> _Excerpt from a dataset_
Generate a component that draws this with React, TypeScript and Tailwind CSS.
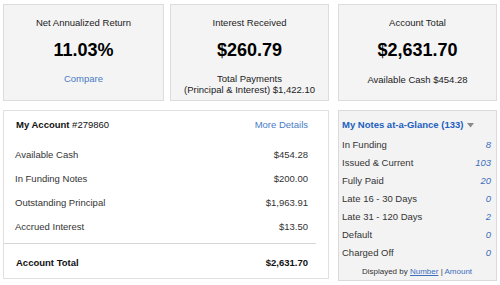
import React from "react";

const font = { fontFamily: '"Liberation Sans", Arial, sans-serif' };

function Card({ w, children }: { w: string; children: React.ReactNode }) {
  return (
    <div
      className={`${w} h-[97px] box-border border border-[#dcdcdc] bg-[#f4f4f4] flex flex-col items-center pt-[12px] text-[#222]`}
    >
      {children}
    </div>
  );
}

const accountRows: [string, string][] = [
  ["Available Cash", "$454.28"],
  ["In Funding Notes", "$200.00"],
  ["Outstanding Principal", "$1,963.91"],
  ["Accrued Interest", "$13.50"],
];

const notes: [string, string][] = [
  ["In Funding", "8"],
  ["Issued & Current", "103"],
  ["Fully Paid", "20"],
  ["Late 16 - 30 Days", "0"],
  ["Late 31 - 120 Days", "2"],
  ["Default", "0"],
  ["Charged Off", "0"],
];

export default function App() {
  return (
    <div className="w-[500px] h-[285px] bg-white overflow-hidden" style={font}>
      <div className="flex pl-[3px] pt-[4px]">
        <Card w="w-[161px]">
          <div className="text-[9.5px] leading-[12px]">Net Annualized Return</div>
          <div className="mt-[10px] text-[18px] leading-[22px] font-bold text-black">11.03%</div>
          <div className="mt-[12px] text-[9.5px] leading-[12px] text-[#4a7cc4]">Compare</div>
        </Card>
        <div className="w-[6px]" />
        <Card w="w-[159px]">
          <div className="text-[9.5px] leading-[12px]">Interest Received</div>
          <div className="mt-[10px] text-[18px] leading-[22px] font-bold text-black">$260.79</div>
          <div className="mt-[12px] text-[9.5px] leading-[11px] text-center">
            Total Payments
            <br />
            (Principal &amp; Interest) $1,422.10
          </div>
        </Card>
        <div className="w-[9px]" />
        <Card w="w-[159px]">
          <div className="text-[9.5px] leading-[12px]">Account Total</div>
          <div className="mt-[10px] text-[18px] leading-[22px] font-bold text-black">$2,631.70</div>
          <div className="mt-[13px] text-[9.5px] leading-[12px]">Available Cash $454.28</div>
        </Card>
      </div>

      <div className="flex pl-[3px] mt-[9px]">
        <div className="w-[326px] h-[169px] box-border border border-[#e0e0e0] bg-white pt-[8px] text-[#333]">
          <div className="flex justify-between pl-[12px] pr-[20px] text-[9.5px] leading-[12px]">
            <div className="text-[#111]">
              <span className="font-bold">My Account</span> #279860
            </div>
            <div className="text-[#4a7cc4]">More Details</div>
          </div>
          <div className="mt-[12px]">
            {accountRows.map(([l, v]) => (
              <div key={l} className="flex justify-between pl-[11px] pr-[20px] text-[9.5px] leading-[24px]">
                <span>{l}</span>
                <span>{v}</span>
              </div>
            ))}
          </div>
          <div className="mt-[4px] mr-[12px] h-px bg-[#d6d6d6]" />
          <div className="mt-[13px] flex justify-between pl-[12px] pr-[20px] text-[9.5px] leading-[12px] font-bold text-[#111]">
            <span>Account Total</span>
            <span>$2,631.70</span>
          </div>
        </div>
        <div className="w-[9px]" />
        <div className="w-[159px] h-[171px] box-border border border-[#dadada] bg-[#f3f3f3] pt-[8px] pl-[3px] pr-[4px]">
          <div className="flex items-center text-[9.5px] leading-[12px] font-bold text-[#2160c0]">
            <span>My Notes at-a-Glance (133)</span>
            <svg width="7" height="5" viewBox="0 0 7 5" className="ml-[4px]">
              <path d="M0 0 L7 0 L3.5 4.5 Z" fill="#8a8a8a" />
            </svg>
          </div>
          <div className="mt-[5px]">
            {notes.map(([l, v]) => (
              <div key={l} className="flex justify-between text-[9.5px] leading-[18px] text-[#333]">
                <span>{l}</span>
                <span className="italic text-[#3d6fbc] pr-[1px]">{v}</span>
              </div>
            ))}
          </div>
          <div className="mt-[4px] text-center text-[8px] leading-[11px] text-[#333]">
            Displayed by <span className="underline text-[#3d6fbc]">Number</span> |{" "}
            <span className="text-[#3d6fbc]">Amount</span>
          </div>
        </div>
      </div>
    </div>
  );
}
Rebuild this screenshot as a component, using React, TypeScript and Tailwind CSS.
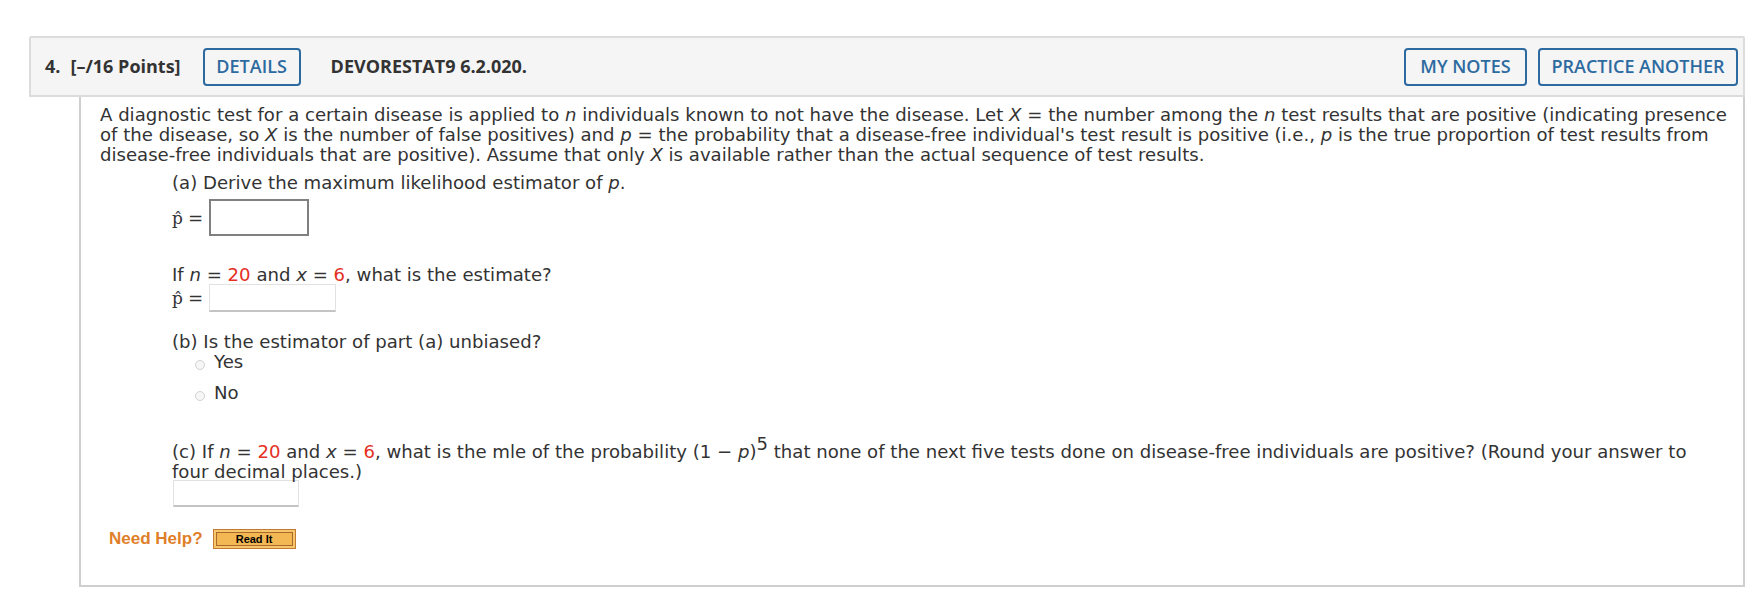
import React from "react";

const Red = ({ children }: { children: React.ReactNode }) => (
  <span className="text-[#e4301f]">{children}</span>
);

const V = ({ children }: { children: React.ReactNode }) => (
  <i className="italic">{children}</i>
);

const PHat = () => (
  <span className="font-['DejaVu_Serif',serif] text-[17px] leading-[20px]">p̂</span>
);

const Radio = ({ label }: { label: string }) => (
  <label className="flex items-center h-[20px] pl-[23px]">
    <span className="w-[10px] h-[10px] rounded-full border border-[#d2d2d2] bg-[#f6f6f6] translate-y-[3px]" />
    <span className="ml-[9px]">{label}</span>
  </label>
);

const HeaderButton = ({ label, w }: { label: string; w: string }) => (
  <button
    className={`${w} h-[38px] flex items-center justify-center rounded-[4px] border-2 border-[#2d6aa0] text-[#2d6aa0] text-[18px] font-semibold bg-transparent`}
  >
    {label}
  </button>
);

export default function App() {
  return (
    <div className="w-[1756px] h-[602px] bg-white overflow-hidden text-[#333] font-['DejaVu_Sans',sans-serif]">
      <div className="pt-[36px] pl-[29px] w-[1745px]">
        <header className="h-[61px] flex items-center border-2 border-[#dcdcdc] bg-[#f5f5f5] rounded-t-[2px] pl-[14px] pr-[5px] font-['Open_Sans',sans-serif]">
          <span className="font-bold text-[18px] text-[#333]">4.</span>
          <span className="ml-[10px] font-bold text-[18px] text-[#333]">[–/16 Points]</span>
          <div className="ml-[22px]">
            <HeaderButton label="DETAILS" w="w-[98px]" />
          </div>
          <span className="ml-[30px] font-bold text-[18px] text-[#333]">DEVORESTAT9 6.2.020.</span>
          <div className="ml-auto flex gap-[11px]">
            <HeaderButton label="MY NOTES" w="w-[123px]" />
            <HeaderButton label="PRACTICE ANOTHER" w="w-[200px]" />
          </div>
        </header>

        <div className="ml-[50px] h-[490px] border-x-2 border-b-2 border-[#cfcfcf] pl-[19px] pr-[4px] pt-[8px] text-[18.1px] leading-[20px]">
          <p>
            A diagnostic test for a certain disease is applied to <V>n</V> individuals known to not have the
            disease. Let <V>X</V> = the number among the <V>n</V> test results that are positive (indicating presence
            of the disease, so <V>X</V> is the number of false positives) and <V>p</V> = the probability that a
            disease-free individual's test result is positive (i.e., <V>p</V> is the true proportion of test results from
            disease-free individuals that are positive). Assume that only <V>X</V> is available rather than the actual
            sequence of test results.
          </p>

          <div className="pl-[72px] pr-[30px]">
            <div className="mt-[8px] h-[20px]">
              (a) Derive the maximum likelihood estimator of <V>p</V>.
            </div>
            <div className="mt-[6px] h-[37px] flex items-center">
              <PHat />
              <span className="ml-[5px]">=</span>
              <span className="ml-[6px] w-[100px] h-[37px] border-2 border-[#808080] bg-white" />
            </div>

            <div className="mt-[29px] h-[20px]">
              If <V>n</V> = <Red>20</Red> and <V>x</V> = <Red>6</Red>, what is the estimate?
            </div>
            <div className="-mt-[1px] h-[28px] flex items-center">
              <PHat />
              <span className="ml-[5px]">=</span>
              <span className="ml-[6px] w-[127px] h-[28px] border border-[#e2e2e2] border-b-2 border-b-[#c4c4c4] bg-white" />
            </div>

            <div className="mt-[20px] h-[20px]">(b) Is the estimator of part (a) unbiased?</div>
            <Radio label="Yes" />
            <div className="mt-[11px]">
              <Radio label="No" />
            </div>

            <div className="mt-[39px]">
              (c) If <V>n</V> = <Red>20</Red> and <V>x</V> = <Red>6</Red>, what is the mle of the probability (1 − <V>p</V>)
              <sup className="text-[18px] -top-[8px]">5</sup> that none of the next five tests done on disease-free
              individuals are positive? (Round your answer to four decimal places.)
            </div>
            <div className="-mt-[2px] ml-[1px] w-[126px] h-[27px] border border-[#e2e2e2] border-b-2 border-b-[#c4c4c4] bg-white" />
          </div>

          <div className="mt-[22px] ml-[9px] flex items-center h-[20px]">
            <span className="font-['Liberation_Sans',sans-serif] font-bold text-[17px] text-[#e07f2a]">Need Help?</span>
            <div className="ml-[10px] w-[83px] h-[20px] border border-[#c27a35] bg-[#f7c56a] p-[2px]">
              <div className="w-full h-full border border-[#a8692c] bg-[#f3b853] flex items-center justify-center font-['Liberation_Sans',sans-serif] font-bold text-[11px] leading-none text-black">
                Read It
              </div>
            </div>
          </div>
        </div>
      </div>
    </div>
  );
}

> _Given task_
From the records above, pull out each line that has "component".

> _Exercise response_
Generate a component that draws this with React, TypeScript and Tailwind CSS.
Rebuild this screenshot as a component, using React, TypeScript and Tailwind CSS.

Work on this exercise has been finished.